Leaders often fail because they believe they’re solely responsible for their organization’s success, and because they value themselves above others in their organization, the Society for Human Resources Management writes. A “do-it-all” mindset can convey a discouraging message to team members—even when leaders don’t necessarily intend to. In Be the Boss Everyone Wants to Work For, Gentry warns that not flipping to a delegating mindset signals that team members can’t be trusted or aren’t good at their jobs, or that the leader is a “my way or the highway” kind of person.

“Technical skill and knowledge are valuable for individual contributors,” Gentry writes. “But this strength as an individual contributor becomes a weakness in your new leadership role. Your ability to do all the work, no matter how good you are at it, will not compensate for the inability to lead others doing the work.” Gentry advises the following steps to flip to a delegation mindset:

  • Develop Others: The growth mindset doesn’t just apply to leaders. Team members need opportunities to learn and be challenged—or they’ll look for them elsewhere.
  • Offer Support: Offering both career support and emotional support are keys to helping team members develop new skills and tackle new responsibilities.
  • Set Goals: Goals should be specific, difficult, and attainable.
  • Provide Feedback: Gentry advises giving positive feedback at a 5:1 ratio to negative feedback, and to phrase negative feedback in a constructive way—for example, “I’m telling you this because I have high expectations.”

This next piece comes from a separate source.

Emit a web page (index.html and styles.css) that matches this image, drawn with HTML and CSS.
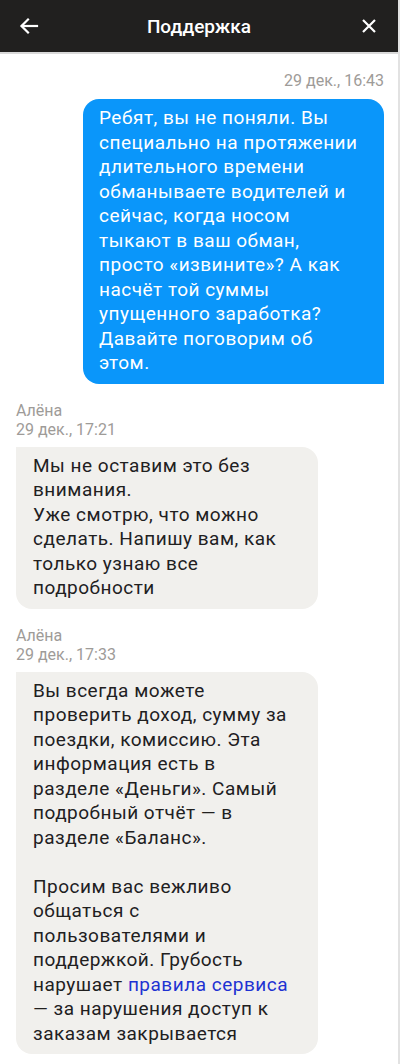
FILE: index.html
```html
<!DOCTYPE html>
<html lang="ru">
<head>
    <meta charset="UTF-8">
    <meta name="viewport" content="width=device-width, initial-scale=1.0">
    <title>Поддержка</title>
    <link rel="stylesheet" href="styles.css">
</head>
<body>
    <div class="screen">
        <header class="topbar">
            <button class="icon-btn" aria-label="Назад">
                <svg width="20" height="20" viewBox="0 0 20 20" fill="none" stroke="#fff" stroke-width="2.2" stroke-linecap="square">
                    <path d="M18 10H3"/>
                    <path d="M9 3.5L2.5 10L9 16.5"/>
                </svg>
            </button>
            <h1>Поддержка</h1>
            <button class="icon-btn" aria-label="Закрыть">
                <svg width="18" height="18" viewBox="0 0 18 18" fill="none" stroke="#fff" stroke-width="2.2">
                    <path d="M3 3L15 15M15 3L3 15"/>
                </svg>
            </button>
        </header>

        <main class="chat">
            <!-- outgoing -->
            <div class="msg out">
                <div class="meta">29 дек., 16:43</div>
                <div class="bubble">Ребят, вы не поняли. Вы<br>специально на протяжении<br>длительного времени<br>обманываете водителей и<br>сейчас, когда носом<br>тыкают в ваш обман,<br>просто «извините»? А как<br>насчёт той суммы<br>упущенного заработка?<br>Давайте поговорим об<br>этом.</div>
            </div>

            <!-- incoming -->
            <div class="msg in">
                <div class="meta">Алёна<br>29 дек., 17:21</div>
                <div class="bubble">Мы не оставим это без<br>внимания.<br>Уже смотрю, что можно<br>сделать. Напишу вам, как<br>только узнаю все<br>подробности</div>
            </div>

            <div class="msg in">
                <div class="meta">Алёна<br>29 дек., 17:33</div>
                <div class="bubble">Вы всегда можете<br>проверить доход, сумму за<br>поездки, комиссию. Эта<br>информация есть в<br>разделе «Деньги». Самый<br>подробный отчёт — в<br>разделе «Баланс».<br><br>Просим вас вежливо<br>общаться с<br>пользователями и<br>поддержкой. Грубость<br>нарушает <a href="#">правила сервиса</a><br>— за нарушения доступ к<br>заказам закрывается</div>
            </div>
        </main>
    </div>
</body>
</html>
```

FILE: styles.css
```css
body {
    margin: 0;
    padding: 0;
    background: #fff;
    font-family: Roboto, "Noto Sans", sans-serif;
    color: #21201f;
}
.screen {
    width: 400px;
    min-height: 1064px;
    border-right: 2px solid #e2e2e2;
    box-sizing: border-box;
}
.topbar {
    height: 52px;
    background-color: #21201f;
    border-bottom: 2px solid #d9d9d9;
    display: flex;
    align-items: center;
    justify-content: space-between;
    padding: 0 10px 0 10px;
}
.topbar h1 {
    margin: 0;
    color: #fff;
    font-size: 19px;
    font-weight: 500;
}
.icon-btn {
    width: 38px;
    height: 38px;
    background: none;
    border: none;
    padding: 0;
    display: flex;
    align-items: center;
    justify-content: center;
}
.chat {
    padding: 17px 14px 0 16px;
    display: flex;
    flex-direction: column;
    gap: 17px;
}
.msg {
    display: flex;
    flex-direction: column;
}
.meta {
    font-size: 16px;
    line-height: 19px;
    color: #9e9b98;
    margin-bottom: 8px;
}
.bubble {
    font-size: 19px;
    line-height: 24.5px;
    letter-spacing: 0.5px;
    border-radius: 16px;
    white-space: nowrap;
}
.msg.out {
    align-items: flex-end;
}
.msg.out .meta {
    margin-bottom: 9px;
}
.msg.out .bubble {
    width: 301px;
    box-sizing: border-box;
    padding: 7px 8px 8px 16px;
    background-color: #0a96fa;
    color: #fff;
    border-bottom-right-radius: 0;
}
.msg.in .bubble {
    width: 302px;
    box-sizing: border-box;
    padding: 7px 8px 8px 17px;
    background-color: #f1f0ed;
    border-top-left-radius: 0;
}
.bubble a {
    color: #1e32d2;
    text-decoration: none;
}
```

Delegation is a key attribute of successful leaders. Effective delegation helps ease the strain as new leaders struggle to balance “me vs. we” in their new role. It also helps build trust while challenging team members to develop new skills and to grow their roles as individual contributors.

Don’t Wait for Great Bosses to Lead Your Organization; Develop Them Now

Leadership isn’t a personality trait that people are born with; it’s a skill that needs to be nurtured and developed. If your organization isn’t investing in leadership development, or if your investments aren’t resulting in great bosses, it’s time for a new approach. Whether you’re empowering new leaders or helping seasoned managers develop new leadership skills, resources like Be the Boss Everyone Wants to Work For help set the groundwork for success. Don’t wait for the leadership your organization needs to show up—invest in developing your next great boss today.